Given task -> Locate the lines where "index" occurs and copy them as they stand.

━━━━━━━━

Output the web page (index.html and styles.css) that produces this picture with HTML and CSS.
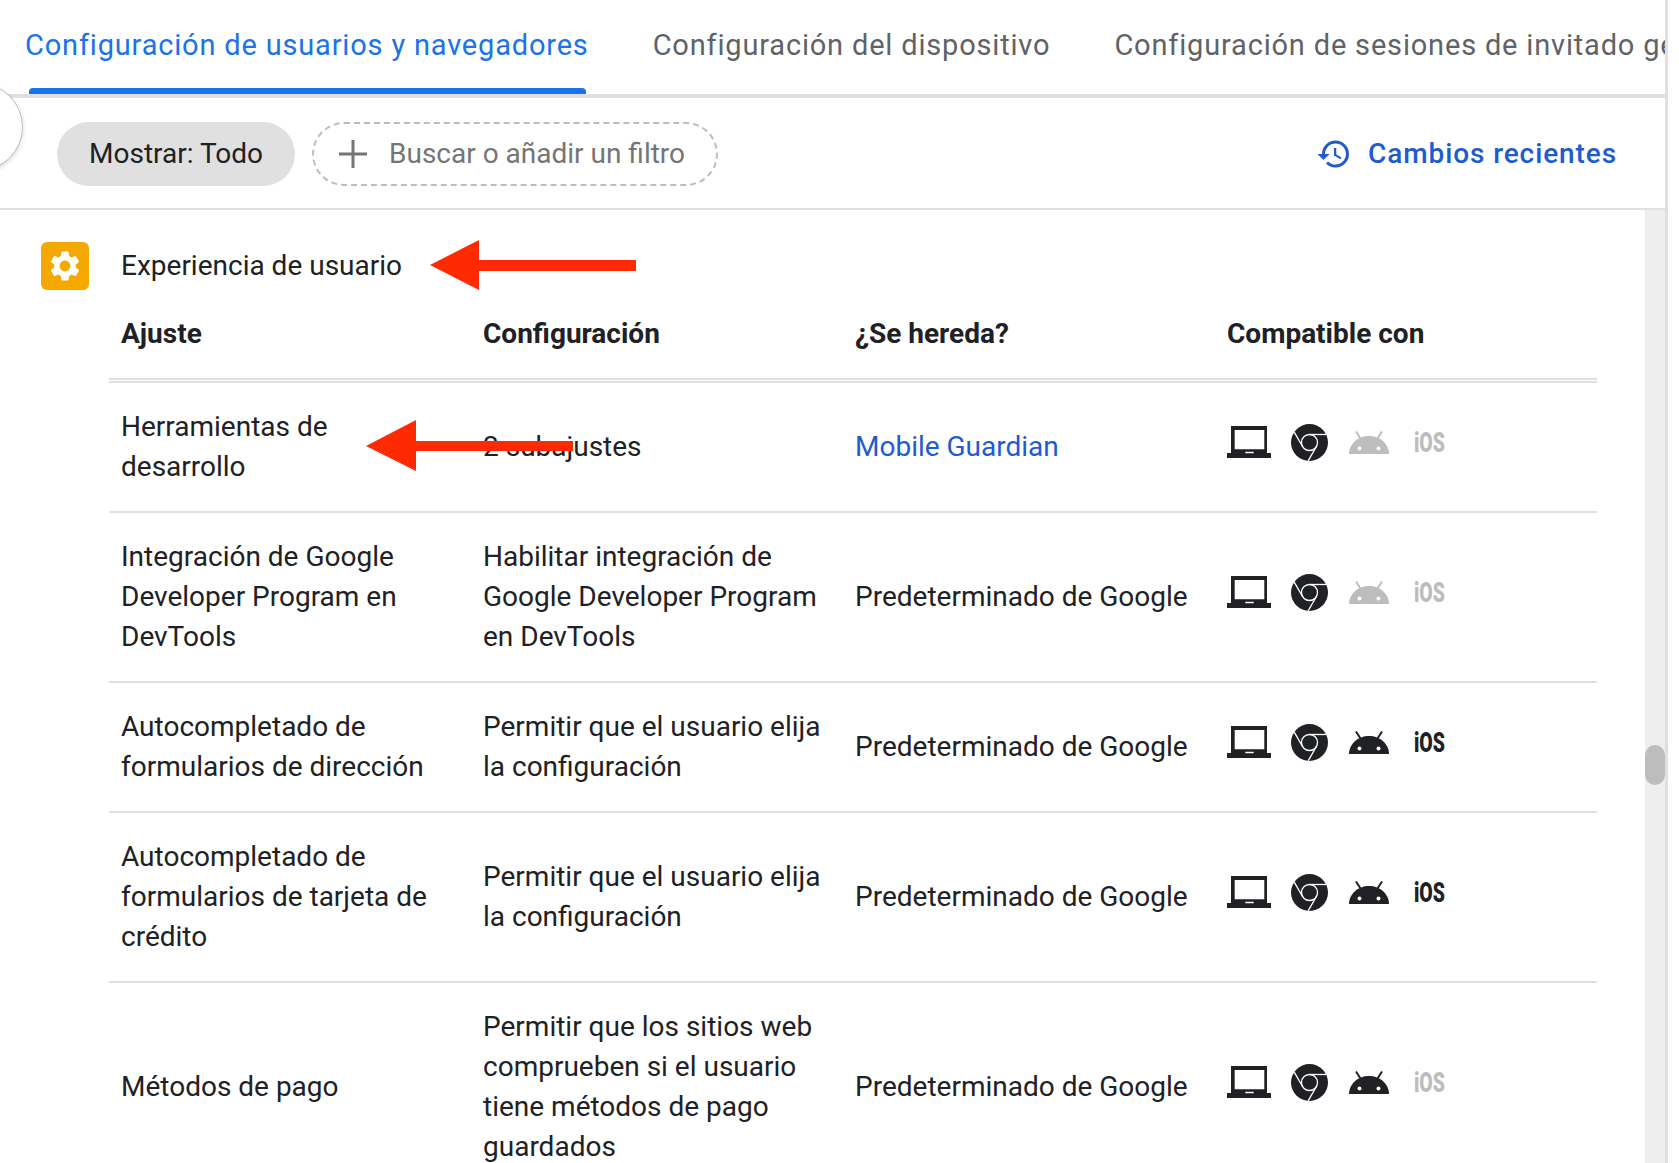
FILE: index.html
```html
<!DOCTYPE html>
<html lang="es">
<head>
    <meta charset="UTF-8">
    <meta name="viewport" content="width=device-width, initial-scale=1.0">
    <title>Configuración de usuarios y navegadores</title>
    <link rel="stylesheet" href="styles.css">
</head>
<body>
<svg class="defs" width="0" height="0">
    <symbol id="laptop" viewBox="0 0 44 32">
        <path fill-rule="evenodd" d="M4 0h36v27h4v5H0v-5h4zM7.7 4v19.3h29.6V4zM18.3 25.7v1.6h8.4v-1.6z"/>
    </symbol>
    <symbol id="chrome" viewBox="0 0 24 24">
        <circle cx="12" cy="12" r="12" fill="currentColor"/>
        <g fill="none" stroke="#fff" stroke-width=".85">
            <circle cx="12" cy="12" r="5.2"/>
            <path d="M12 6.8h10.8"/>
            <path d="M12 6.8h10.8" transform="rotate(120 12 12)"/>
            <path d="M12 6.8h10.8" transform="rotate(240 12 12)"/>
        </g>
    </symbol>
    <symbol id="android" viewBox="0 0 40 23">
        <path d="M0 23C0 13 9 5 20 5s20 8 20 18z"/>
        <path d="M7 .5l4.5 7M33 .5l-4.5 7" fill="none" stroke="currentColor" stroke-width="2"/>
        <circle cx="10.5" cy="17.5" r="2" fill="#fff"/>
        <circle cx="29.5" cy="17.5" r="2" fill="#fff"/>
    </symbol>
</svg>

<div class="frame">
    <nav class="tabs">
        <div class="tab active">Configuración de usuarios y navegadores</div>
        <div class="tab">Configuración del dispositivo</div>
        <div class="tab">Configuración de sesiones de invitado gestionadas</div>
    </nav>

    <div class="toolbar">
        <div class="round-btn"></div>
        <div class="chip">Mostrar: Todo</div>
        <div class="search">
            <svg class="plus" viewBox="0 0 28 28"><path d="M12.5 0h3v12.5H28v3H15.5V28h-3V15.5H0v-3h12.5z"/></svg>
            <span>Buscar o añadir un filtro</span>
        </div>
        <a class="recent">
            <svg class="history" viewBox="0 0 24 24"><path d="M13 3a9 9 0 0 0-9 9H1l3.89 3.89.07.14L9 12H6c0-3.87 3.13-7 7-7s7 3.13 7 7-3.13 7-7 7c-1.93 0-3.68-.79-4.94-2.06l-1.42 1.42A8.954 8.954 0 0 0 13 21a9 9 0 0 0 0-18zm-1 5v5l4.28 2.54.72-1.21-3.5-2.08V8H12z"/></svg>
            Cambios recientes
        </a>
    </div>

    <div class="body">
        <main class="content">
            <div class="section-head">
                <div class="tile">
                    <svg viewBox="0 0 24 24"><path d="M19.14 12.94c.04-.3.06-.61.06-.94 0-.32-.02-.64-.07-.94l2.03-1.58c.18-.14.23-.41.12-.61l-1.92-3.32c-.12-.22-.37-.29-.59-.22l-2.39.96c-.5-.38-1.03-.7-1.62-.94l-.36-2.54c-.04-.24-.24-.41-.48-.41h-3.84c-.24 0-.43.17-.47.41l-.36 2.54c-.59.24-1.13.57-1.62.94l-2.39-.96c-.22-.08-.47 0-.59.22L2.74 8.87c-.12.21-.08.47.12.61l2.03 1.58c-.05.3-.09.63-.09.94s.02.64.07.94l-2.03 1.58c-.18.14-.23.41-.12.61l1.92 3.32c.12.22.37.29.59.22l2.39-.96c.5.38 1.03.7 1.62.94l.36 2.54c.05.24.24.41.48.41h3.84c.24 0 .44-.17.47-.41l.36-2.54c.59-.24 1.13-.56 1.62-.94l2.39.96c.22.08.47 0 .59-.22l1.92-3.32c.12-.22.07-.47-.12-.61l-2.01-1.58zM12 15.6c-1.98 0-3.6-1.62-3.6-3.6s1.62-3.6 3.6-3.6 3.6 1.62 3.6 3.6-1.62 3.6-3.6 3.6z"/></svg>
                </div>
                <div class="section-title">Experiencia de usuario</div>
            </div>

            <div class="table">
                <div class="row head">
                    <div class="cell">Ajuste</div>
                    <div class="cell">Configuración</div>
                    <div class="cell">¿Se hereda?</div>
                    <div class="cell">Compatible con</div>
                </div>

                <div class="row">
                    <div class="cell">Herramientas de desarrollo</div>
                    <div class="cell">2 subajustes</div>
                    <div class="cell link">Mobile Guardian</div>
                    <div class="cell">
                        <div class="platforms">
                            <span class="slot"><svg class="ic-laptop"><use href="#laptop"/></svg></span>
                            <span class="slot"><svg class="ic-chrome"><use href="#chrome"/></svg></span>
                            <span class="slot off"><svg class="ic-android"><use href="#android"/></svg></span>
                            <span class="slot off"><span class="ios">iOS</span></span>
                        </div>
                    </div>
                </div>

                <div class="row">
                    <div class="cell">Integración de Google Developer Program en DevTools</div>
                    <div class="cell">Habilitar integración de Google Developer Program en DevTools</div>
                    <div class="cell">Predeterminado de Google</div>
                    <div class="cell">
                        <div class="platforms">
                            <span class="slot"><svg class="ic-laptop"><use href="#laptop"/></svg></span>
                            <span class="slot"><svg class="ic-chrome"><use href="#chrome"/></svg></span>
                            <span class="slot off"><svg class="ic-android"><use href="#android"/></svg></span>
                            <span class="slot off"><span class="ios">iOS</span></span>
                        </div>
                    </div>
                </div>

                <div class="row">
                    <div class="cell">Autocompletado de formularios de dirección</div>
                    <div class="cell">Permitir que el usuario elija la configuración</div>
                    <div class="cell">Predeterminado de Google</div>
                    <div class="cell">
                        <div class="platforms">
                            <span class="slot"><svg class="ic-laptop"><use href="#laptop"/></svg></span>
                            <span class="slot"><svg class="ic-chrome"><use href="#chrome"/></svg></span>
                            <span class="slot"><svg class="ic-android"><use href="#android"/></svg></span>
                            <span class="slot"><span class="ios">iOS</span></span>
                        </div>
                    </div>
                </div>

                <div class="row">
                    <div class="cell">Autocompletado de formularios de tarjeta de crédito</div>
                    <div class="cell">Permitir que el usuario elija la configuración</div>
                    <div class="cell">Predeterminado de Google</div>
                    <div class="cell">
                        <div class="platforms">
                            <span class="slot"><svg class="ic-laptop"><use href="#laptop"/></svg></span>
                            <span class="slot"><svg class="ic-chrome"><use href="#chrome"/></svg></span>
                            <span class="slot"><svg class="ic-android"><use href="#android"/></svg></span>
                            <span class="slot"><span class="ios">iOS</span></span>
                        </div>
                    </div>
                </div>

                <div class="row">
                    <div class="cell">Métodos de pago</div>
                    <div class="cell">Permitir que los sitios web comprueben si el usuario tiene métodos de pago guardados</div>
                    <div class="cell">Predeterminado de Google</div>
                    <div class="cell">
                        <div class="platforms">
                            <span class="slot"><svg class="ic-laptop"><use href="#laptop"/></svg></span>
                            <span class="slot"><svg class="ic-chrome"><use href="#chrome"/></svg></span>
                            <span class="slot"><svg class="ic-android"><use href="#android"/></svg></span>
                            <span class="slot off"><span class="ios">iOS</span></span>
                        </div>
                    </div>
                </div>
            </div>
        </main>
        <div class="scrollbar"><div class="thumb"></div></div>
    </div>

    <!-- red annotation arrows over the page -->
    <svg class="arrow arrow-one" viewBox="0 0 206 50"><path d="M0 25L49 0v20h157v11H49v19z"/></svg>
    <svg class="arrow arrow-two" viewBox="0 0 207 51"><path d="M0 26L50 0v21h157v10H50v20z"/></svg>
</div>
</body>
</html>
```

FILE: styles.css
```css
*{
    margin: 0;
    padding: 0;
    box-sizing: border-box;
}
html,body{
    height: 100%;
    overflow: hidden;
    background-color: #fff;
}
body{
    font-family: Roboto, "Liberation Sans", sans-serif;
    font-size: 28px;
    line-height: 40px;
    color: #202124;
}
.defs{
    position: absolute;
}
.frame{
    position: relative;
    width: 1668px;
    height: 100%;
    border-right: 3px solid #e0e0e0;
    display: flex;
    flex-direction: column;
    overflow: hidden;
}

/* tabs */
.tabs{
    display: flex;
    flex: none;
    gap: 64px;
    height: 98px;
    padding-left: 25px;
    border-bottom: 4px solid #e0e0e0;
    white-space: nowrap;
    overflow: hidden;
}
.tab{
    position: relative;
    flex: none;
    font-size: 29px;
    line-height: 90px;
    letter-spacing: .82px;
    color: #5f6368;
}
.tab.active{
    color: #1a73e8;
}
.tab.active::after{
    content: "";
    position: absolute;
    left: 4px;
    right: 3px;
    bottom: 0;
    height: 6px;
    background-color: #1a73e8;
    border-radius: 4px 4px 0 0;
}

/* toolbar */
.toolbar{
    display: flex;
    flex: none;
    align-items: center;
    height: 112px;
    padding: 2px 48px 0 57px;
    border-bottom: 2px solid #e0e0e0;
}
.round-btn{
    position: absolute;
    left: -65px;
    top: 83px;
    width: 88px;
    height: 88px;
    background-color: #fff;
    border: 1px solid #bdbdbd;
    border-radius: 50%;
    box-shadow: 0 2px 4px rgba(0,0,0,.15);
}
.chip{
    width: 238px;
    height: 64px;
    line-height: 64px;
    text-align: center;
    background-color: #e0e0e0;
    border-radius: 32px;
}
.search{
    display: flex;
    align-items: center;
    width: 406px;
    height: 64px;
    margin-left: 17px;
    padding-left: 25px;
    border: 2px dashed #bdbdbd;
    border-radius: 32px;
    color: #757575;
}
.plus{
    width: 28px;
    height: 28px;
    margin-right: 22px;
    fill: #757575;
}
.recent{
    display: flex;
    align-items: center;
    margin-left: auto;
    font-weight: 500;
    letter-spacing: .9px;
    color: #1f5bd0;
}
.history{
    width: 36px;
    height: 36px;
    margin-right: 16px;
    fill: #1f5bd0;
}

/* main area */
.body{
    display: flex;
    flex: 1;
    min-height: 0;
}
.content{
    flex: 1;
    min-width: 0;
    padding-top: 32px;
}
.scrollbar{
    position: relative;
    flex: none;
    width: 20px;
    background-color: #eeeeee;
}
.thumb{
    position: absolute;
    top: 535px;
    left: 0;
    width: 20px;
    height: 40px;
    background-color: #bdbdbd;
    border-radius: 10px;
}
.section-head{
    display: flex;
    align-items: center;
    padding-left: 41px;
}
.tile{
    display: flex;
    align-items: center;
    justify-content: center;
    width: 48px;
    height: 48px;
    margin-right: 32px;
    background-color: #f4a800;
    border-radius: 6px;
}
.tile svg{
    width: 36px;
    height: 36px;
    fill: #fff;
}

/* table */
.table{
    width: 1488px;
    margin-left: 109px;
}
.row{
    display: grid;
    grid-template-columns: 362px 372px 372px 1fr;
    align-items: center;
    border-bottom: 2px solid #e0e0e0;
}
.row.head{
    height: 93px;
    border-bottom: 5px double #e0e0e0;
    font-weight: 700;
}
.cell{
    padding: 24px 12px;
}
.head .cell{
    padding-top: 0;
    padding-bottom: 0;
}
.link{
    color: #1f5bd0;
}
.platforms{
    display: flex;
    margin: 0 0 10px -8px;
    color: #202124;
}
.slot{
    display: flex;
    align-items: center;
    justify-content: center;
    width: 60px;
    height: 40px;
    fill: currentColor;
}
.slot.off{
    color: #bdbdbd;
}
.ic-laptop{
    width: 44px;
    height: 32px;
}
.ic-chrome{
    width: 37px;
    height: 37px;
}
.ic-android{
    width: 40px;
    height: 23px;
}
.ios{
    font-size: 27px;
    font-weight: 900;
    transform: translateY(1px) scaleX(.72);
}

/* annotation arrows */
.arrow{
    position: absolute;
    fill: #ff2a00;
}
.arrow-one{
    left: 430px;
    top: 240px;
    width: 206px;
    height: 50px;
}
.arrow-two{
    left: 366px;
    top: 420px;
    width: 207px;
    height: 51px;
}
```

━━━━━━━━

Solution for this problem ->
Output the web page (index.html and styles.css) that produces this picture with HTML and CSS.
FILE: index.html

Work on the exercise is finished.